►

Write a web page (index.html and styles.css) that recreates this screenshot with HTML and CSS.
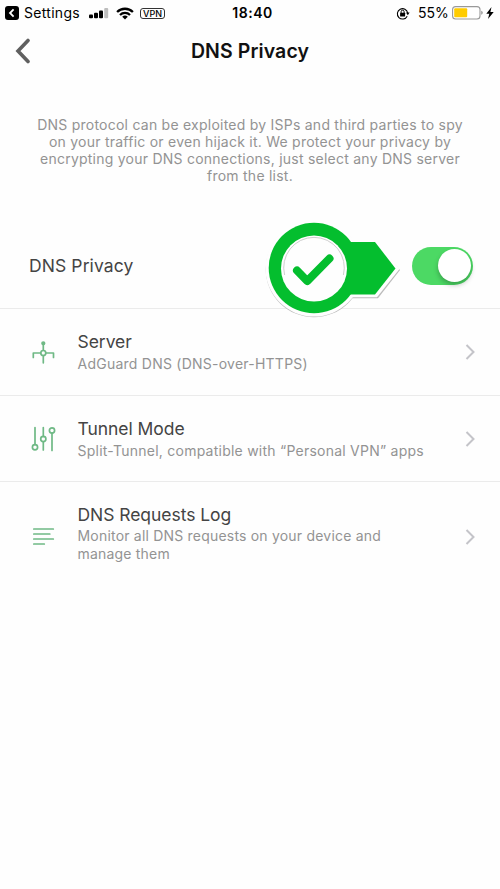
FILE: index.html
```html
<!DOCTYPE html>
<html lang="en">
<head>
<meta charset="utf-8">
<title>DNS Privacy</title>
<link rel="stylesheet" href="styles.css">
</head>
<body>
<div class="status">
  <div class="status-left">
    <svg class="back-app" width="14" height="14" viewBox="0 0 14 14"><rect width="14" height="14" rx="3"/><path d="M8.600 3.400 5 7l3.600 3.600" fill="none" stroke="#fff" stroke-width="1.800"/></svg>
    <span class="app-name">Settings</span>
    <svg class="signal" width="20" height="11" viewBox="0 0 20 11"><rect y="6.500" width="4" height="3.800" rx="1"/><rect x="5" y="4.800" width="4" height="5.500" rx="1"/><rect x="10" y="2.600" width="4" height="7.700" rx="1"/><rect x="15.200" y="0" width="4" height="10.300" rx="1" fill="#bdbdbd"/></svg>
    <svg class="wifi" width="18" height="13" viewBox="0 0 18 13"><g fill="none" stroke="#000" stroke-width="2.300"><path d="M1.100 5a11.200 11.200 0 0 1 15.800 0"/><path d="M4 8a7.100 7.100 0 0 1 10 0"/></g><path d="M6.200 9.800a4 4 0 0 1 5.600 0L9 12.500z"/></svg>
    <span class="vpn">VPN</span>
  </div>
  <span class="time">18:40</span>
  <div class="status-right">
    <svg class="lock" width="14" height="13" viewBox="0 0 14 13"><path d="M11.200 9.200A5.200 5.200 0 1 1 11.700 6" fill="none" stroke="#000" stroke-width="1.100"/><path d="M10 5.600h3.600l-1.800 2.600z"/><rect x="4.100" y="5.800" width="5" height="3.700" rx=".5"/><path d="M5.100 6V4.700a1.500 1.500 0 0 1 3 0V6" fill="none" stroke="#000"/></svg>
    <span class="percent">55%</span>
    <svg class="battery" width="32" height="14" viewBox="0 0 32 14"><rect x=".6" y=".6" width="27.400" height="12.400" rx="3" fill="#fff" stroke="#999" stroke-width="1.100"/><rect x="2.200" y="2.300" width="13" height="9" rx="1" fill="#fc0"/><path d="M29.200 4.800q1.600.5 1.600 2t-1.600 2z" fill="#999"/></svg>
    <svg class="bolt" width="8" height="12" viewBox="0 0 8 12"><path d="M5.500 0 .3 6.700h3L2 12l5.700-7H4.400z"/></svg>
  </div>
</div>
<header class="nav">
  <svg class="nav-back" width="16" height="26" viewBox="0 0 16 26"><path d="M13 2.500 3 13 13 23.500" fill="none" stroke="#606060" stroke-width="3.600" stroke-linecap="round" stroke-linejoin="miter"/></svg>
  <h1>DNS Privacy</h1>
</header>
<p class="intro">DNS protocol can be exploited by ISPs and third parties to spy<br>on your traffic or even hijack it. We protect your privacy by<br>encrypting your DNS connections, just select any DNS server<br>from the list.</p>
<section class="toggle-row">
  <span class="toggle-label">DNS Privacy</span>
  <span class="switch"><span class="knob"></span></span>
  <svg class="callout" width="144" height="104" viewBox="0 0 144 104">
    <g fill="#bbb"><circle cx="50" cy="53" r="48.300"/><path d="M82 26h30L136 54 114 82.300H82z"/></g>
    <g fill="#fefefe"><circle cx="50" cy="52" r="48.600"/><path d="M80 23h32.500L135.500 53 113 81.300H80z"/></g>
    <circle cx="50" cy="52" r="45.300" fill="#04be2e"/><path d="M80 26h31L131.500 52.500 111 78.500H80z" fill="#04be2e"/>
    <circle cx="50" cy="52.500" r="33" fill="#fefefe"/><path d="M20.600 59A30.300 30.300 0 1 1 79.400 59" fill="none" stroke="#c8c8c8" stroke-width=".9"/>
    <path d="m33 54.500 10.200 10.600L65.500 42.500" fill="none" stroke="#04be2e" stroke-width="8" stroke-linecap="round" stroke-linejoin="round"/>
  </svg>
</section>
<section class="row">
  <svg class="icon" width="26" height="26" viewBox="0 0 26 26"><path d="M13.300 4.500v6.500M13.300 16.500v7.300M3.300 18.500v-4.500h7.200M16 14h7.500v4.500"/><circle cx="13.300" cy="14" r="2.500"/><circle cx="13.300" cy="4.300" r="1.300" fill="#6fb985"/></svg>
  <div class="copy"><h2>Server</h2><p>AdGuard DNS (DNS-over-HTTPS)</p></div>
  <svg class="chevron" width="11" height="16" viewBox="0 0 11 16"><path d="m1.500 1 7 7-7 7"/></svg>
</section>
<section class="row row-mode">
  <svg class="icon" width="26" height="26" viewBox="0 0 26 26"><path d="M5 1.500v17M13.300 1.500v9M13.300 16v8M22 7v17.500"/><circle cx="5" cy="21.300" r="2.600"/><circle cx="13.300" cy="13" r="2.600"/><circle cx="22" cy="4.500" r="2.600"/></svg>
  <div class="copy"><h2>Tunnel Mode</h2><p>Split-Tunnel, compatible with “Personal VPN” apps</p></div>
  <svg class="chevron" width="11" height="16" viewBox="0 0 11 16"><path d="m1.500 1 7 7-7 7"/></svg>
</section>
<section class="row row-log">
  <svg class="icon" width="26" height="26" viewBox="0 0 26 26"><path d="M3.800 5h19.500M3.800 10h16M3.800 15h19.500M3.800 20h10.500"/></svg>
  <div class="copy"><h2>DNS Requests Log</h2><p>Monitor all DNS requests on your device and<br>manage them</p></div>
  <svg class="chevron" width="11" height="16" viewBox="0 0 11 16"><path d="m1.500 1 7 7-7 7"/></svg>
</section>
</body>
</html>
```
FILE: styles.css
```css
* { box-sizing: border-box; }
body { margin: 0; min-height: 889px; background: #fefefe; font-family: Inter, "Liberation Sans", sans-serif; overflow: hidden; }
h1, h2, p { margin: 0; }
svg { display: block; flex: none; }
.status { height: 26px; display: grid; grid-template-columns: 1fr auto 1fr; align-items: center; font-size: 14px; line-height: 26px; color: #000; }
.status-left { display: flex; align-items: center; padding-left: 5px; }
.app-name { margin-left: 5px; width: 59px; letter-spacing: .3px; white-space: nowrap; }
.signal { margin-left: 6px; }
.wifi { margin-left: 7px; }
.vpn { margin-left: 6px; width: 25px; height: 11px; border: 1px solid #333; border-radius: 3px; font-size: 9px; line-height: 9px; text-align: center; font-weight: 500; }
.time { font-weight: 600; letter-spacing: .5px; padding-left: 5px; }
.status-right { display: flex; align-items: center; justify-content: flex-end; padding-right: 6px; }
.percent { margin-left: 8px; width: 31px; white-space: nowrap; }
.battery { margin-left: 3px; }
.bolt { margin-left: 2px; }
.nav { height: 50px; display: grid; grid-template-columns: 50px 1fr 50px; align-items: center; }
.nav-back { margin-left: 15px; }
.nav h1 { font-size: 19.500px; font-weight: 600; line-height: 24px; letter-spacing: .1px; text-align: center; color: #111; }
.intro { margin-top: 40px; font-size: 14px; line-height: 17px; letter-spacing: .24px; text-align: center; color: #939393; white-space: nowrap; }
.toggle-row { position: relative; height: 125px; padding: 39px 27px 0 29px; display: flex; justify-content: space-between; align-items: center; border-bottom: 1px solid #ebebeb; }
.toggle-label { font-size: 17.500px; color: #444; letter-spacing: .1px; }
.switch { width: 61px; height: 38px; border-radius: 19px; background: #4cd964; display: flex; justify-content: flex-end; align-items: center; padding-right: 2px; }
.knob { width: 33px; height: 33px; border-radius: 50%; background: #fff; box-shadow: 0 3px 5px rgba(0,0,0,.25); }
.callout { position: absolute; left: 264px; top: 32px; }
.row { height: 87px; display: grid; grid-template-columns: 48px 1fr 11px; align-items: center; padding: 0 24px 0 29.500px; border-bottom: 1px solid #ebebeb; }
.row-mode { height: 86px; }
.row-log { height: 109px; border-bottom: 0; }
.icon { fill: none; stroke: #6fb985; stroke-width: 1.700; stroke-linecap: round; stroke-linejoin: round; }
.copy h2 { font-size: 17.500px; line-height: 22px; font-weight: 400; color: #444; letter-spacing: -.05px; }
.copy p { font-size: 14px; line-height: 17.200px; letter-spacing: .24px; color: #939393; margin-top: 2px; white-space: nowrap; }
.row-log .copy { padding-bottom: 7px; }
.row-log .copy p { margin-top: 1px; letter-spacing: .2px; }
.chevron { fill: none; stroke: #c4c4c9; stroke-width: 2; }
```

◄

REQUEST: Pull out and copy each line containing the string "with".

COMPLETE RESPONSE:
Write a web page (index.html and styles.css) that recreates this screenshot with HTML and CSS.
  <div class="copy"><h2>Tunnel Mode</h2><p>Split-Tunnel, compatible with “Personal VPN” apps</p></div>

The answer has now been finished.